He graduated from the University of Florida College of Law in 1938, and landed a job as the sole research assistant to all the justices of the Florida Supreme Court.  Court Librarian Carson Sinclair told him he had been hired in part because he knew how to type.

Adkins returned to practice law in his father’s well-established law firm in Gainesville, in 1941.  In 1957, he became an assistant state attorney, then a judge on the Alachua County Court of Record.  He resigned because of the low salary, returning to private practice. 

Then in 1964, he was appointed to the Eight Judicial Circuit Court. In 1968, he ran successfully for the Florida Supreme Court and was elected at age 53.

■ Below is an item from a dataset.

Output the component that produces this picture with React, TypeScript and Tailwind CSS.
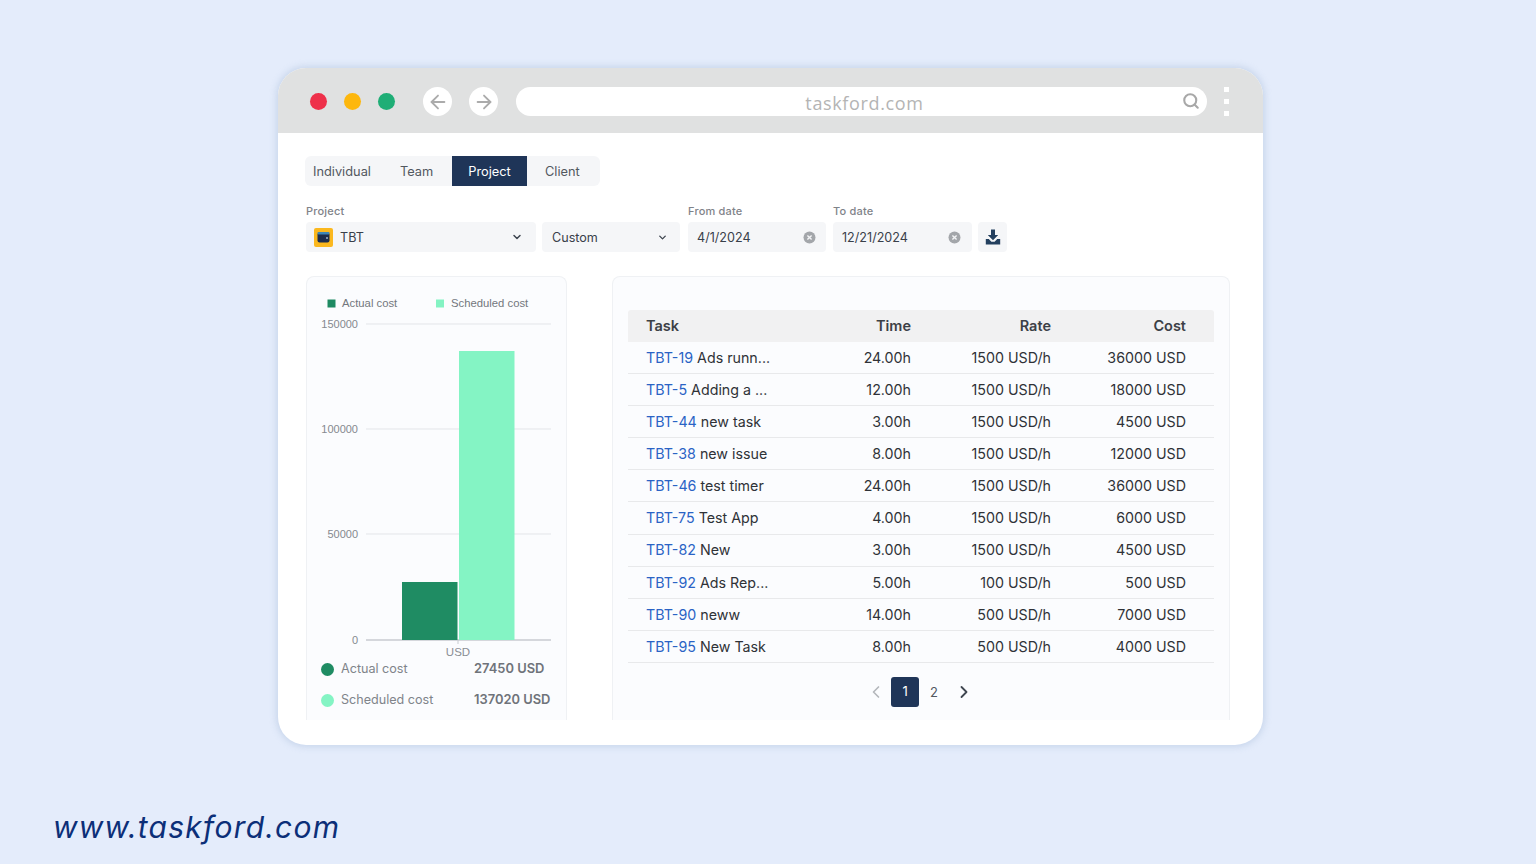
import React from "react";
import { ArrowLeft, ArrowRight, ChevronDown, ChevronLeft, ChevronRight, Search } from "lucide-react";

const rows = [
  ["TBT-19", "Ads runn...", "24.00h", "1500 USD/h", "36000 USD"],
  ["TBT-5", "Adding a ...", "12.00h", "1500 USD/h", "18000 USD"],
  ["TBT-44", "new task", "3.00h", "1500 USD/h", "4500 USD"],
  ["TBT-38", "new issue", "8.00h", "1500 USD/h", "12000 USD"],
  ["TBT-46", "test timer", "24.00h", "1500 USD/h", "36000 USD"],
  ["TBT-75", "Test App", "4.00h", "1500 USD/h", "6000 USD"],
  ["TBT-82", "New", "3.00h", "1500 USD/h", "4500 USD"],
  ["TBT-92", "Ads Rep...", "5.00h", "100 USD/h", "500 USD"],
  ["TBT-90", "neww", "14.00h", "500 USD/h", "7000 USD"],
  ["TBT-95", "New Task", "8.00h", "500 USD/h", "4000 USD"],
];

function ClearIcon() {
  return (
    <svg width="13" height="13" viewBox="0 0 13 13">
      <circle cx="6.5" cy="6.5" r="6" fill="#a3a6aa" />
      <path d="M4.4 4.4l4.2 4.2M8.6 4.4l-4.2 4.2" stroke="#f3f4f6" strokeWidth="1.4" />
    </svg>
  );
}

function Chart() {
  const ticks = [
    ["150000", 324],
    ["100000", 429],
    ["50000", 534],
    ["0", 640],
  ] as const;
  return (
    <svg width="261" height="381" viewBox="306 276 261 381" className="block" fontFamily="'Liberation Sans', sans-serif">
      <rect x="327.500" y="299.500" width="8" height="8" fill="#1e8a62" />
      <text x="342" y="307" fontSize="11.300" fill="#73777d">Actual cost</text>
      <rect x="436" y="299.500" width="8" height="8" fill="#84f3c3" />
      <text x="451" y="307" fontSize="11.300" fill="#73777d">Scheduled cost</text>
      {ticks.map(([t, y]) => (
        <g key={t}>
          <line x1="366" x2="551" y1={y} y2={y} stroke={t === "0" ? "#c8cbd0" : "#e3e5e9"} strokeWidth={t === "0" ? 1.4 : 1} />
          <text x="358" y={y + 3.5} textAnchor="end" fontSize="11" fill="#85898f">{t}</text>
        </g>
      ))}
      <rect x="402" y="582" width="55.500" height="58" fill="#1f8c63" />
      <rect x="459" y="351" width="55.500" height="289" fill="#84f4c4" />
      <line x1="458" x2="458" y1="640" y2="644" stroke="#c8cbd0" />
      <text x="458" y="656" textAnchor="middle" fontSize="11.500" fill="#8a8e94">USD</text>
    </svg>
  );
}

export default function App() {
  return (
    <div className="h-[864px] w-[1536px] overflow-hidden bg-[#e4ecfb] pt-[68px] font-['Inter',sans-serif]">
      <div className="ml-[278px] flex h-[677px] w-[985px] flex-col overflow-hidden rounded-[28px] bg-white shadow-[0_0_6px_2px_rgba(190,205,230,0.7)]">
        <div className="flex h-[65px] shrink-0 items-center bg-[#e0e1e1] pl-[32px] pt-[2px]">
          <span className="h-[17px] w-[17px] rounded-full bg-[#ee304a]" />
          <span className="ml-[17px] h-[17px] w-[17px] rounded-full bg-[#fdb70d]" />
          <span className="ml-[17px] h-[17px] w-[17px] rounded-full bg-[#1fae76]" />
          <span className="ml-[28px] flex h-[29px] w-[29px] items-center justify-center rounded-full bg-white text-[#ababab]"><ArrowLeft size={22} strokeWidth={2} /></span>
          <span className="ml-[17px] flex h-[29px] w-[29px] items-center justify-center rounded-full bg-white text-[#ababab]"><ArrowRight size={22} strokeWidth={2} /></span>
          <div className="relative ml-[18px] flex h-[29px] w-[691px] items-center justify-center rounded-full bg-white">
            <span className="ml-[6px] pt-[3px] font-['Open_Sans',sans-serif] text-[18px] tracking-[0.65px] text-[#b4b4b4]">taskford.com</span>
            <Search size={18} strokeWidth={2.8} className="absolute right-[7px] top-[5px] text-[#a8a8a8]" />
          </div>
          <div className="ml-[17px] flex h-[29px] flex-col justify-between">
            <span className="h-[5px] w-[5px] bg-white" />
            <span className="h-[5px] w-[5px] bg-white" />
            <span className="h-[5px] w-[5px] bg-white" />
          </div>
        </div>

        <div className="flex min-h-0 flex-1 flex-col pl-[28px] pt-[23px]">
          <div className="-ml-px flex h-[30px] w-[295px] items-center rounded-[6px] bg-[#f5f6f8] pt-[1px] text-[12.800px] text-[#52585f]">
            <span className="w-[74px] pl-[8px]">Individual</span>
            <span className="w-[73px] pl-[21px]">Team</span>
            <span className="-mt-px flex h-[30px] w-[75px] items-center justify-center bg-[#1f3558] pt-[1px] text-white">Project</span>
            <span className="pl-[18px]">Client</span>
          </div>

          <div className="mt-[19px] flex items-end text-[12.600px] text-[#39404a]">
            <div className="w-[230px]">
              <div className="mb-[4px] text-[11px] font-medium leading-[13px] tracking-[0.2px] text-[#7f8389]">Project</div>
              <div className="flex h-[30px] items-center rounded-[4px] bg-[#f5f6f8] pl-[9px] pr-[13px]">
                <svg width="19" height="19" viewBox="0 0 19 19" className="-ml-px">
                  <rect width="19" height="19" rx="2" fill="#fbb81e" />
                  <rect x="3.500" y="4.500" width="12" height="10" rx="2" fill="#1c2d4d" />
                  <rect x="3.500" y="4" width="12" height="2.500" rx="1" fill="#3d86b8" />
                  <circle cx="13" cy="10" r="1" fill="#9fb4cf" />
                </svg>
                <span className="ml-[7px] flex-1 pt-[2px]">TBT</span>
                <ChevronDown size={12} strokeWidth={3} className="text-[#3f4650]" />
              </div>
            </div>
            <div className="ml-[6px] flex h-[30px] w-[138px] items-center rounded-[4px] bg-[#f5f6f8] pl-[10px] pr-[12px]">
              <span className="flex-1 pt-[2px]">Custom</span>
              <ChevronDown size={11} strokeWidth={3} className="text-[#3f4650]" />
            </div>
            <div className="ml-[8px] w-[138px]">
              <div className="mb-[4px] text-[11px] font-medium leading-[13px] tracking-[0.2px] text-[#7f8389]">From date</div>
              <div className="flex h-[30px] items-center rounded-[4px] bg-[#f5f6f8] pl-[9px] pr-[10px]">
                <span className="flex-1 pt-[2px]">4/1/2024</span>
                <ClearIcon />
              </div>
            </div>
            <div className="ml-[7px] w-[139px]">
              <div className="mb-[4px] text-[11px] font-medium leading-[13px] tracking-[0.2px] text-[#7f8389]">To date</div>
              <div className="flex h-[30px] items-center rounded-[4px] bg-[#f5f6f8] pl-[9px] pr-[11px]">
                <span className="flex-1 pt-[2px]">12/21/2024</span>
                <ClearIcon />
              </div>
            </div>
            <div className="ml-[6px] flex h-[30px] w-[29px] items-center justify-center rounded-[4px] bg-[#f5f6f8]">
              <svg width="16" height="16" viewBox="0 0 16 16" fill="#24405f">
                <path d="M6 0.500h4v5.500h3.200L8 11.200 2.800 6H6z" />
                <path d="M0.800 10h3l2.600 2.800h3.200L12.200 10h3v5.500H0.800z" />
              </svg>
            </div>
          </div>

          <div className="mt-[24px] flex min-h-0 flex-1 items-start">
            <div className="h-[444px] w-[261px] overflow-hidden rounded-t-[8px] border border-b-0 border-[#eff1f4] bg-[#fbfcfe]">
              <div className="-m-px">
                <Chart />
                <div className="mt-[2px] flex items-center pl-[15px] text-[12.600px] leading-[20px]">
                  <span className="h-[13px] w-[13px] rounded-full bg-[#1f8c63]" />
                  <span className="ml-[7px] w-[133px] text-[#80848a]">Actual cost</span>
                  <span className="text-[12.900px] font-semibold text-[#6f737a]">27450 USD</span>
                </div>
                <div className="mt-[11px] flex items-center pl-[15px] text-[12.600px] leading-[20px]">
                  <span className="h-[13px] w-[13px] rounded-full bg-[#84f4c4]" />
                  <span className="ml-[7px] w-[133px] text-[#80848a]">Scheduled cost</span>
                  <span className="text-[12.900px] font-semibold text-[#6f737a]">137020 USD</span>
                </div>
              </div>
            </div>

            <div className="ml-[45px] h-[444px] w-[618px] rounded-t-[8px] border border-b-0 border-[#eff1f4] bg-[#fbfcfe] px-[15px] pt-[33px]">
              <div className="flex h-[32px] items-center rounded-t-[3px] bg-[#f1f1f2] pl-[18px] text-[14.500px] font-semibold text-[#3c4046]">
                <span className="flex-1">Task</span>
                <span className="w-[100px] text-right">Time</span>
                <span className="w-[140px] text-right">Rate</span>
                <span className="w-[135px] text-right">Cost</span>
                <span className="w-[28px]" />
              </div>
              {rows.map((r) => (
                <div key={r[0]} className="flex h-[32.100px] items-center border-b border-[#e8e9eb] pl-[18px] text-[14.250px] text-[#2f3237]">
                  <span className="flex-1 whitespace-nowrap"><span className="text-[#2a63c5]">{r[0]}</span> {r[1]}</span>
                  <span className="w-[100px] text-right">{r[2]}</span>
                  <span className="w-[140px] text-right">{r[3]}</span>
                  <span className="w-[135px] text-right">{r[4]}</span>
                  <span className="w-[28px]" />
                </div>
              ))}
              <div className="mt-[14px] flex items-center justify-center pr-[2px] text-[13px] text-[#52585f]">
                <ChevronLeft size={20} strokeWidth={2} className="text-[#b4b7bb]" />
                <span className="ml-[5px] flex h-[30px] w-[28px] items-center justify-center rounded-[3px] bg-[#1f3558] text-white">1</span>
                <span className="ml-[11px] pt-[2px]">2</span>
                <ChevronRight size={20} strokeWidth={2.2} className="ml-[16px] text-[#3f4650]" />
              </div>
            </div>
          </div>
        </div>
      </div>
      <div className="ml-[53px] mt-[62px] text-[30px] italic leading-[40px] tracking-[1.2px] text-[#0c2f78]">www.taskford.com</div>
    </div>
  );
}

He experienced trouble in his marriage and began drinking to excess after several years.  The problem became serious enough to bring him before the Judicial Qualifications Commission.  He accepted the commission-ordered sobriety, and also began writing murder mysteries. 

In 1987, Adkins had to retire because he had reached the mandated constitutional age of 72.  He fought that constitutional mandate, unsuccessfully, famously calling the situation “constitutional senility.”  He went back to private practice for the last years of his life, and continued to write novels.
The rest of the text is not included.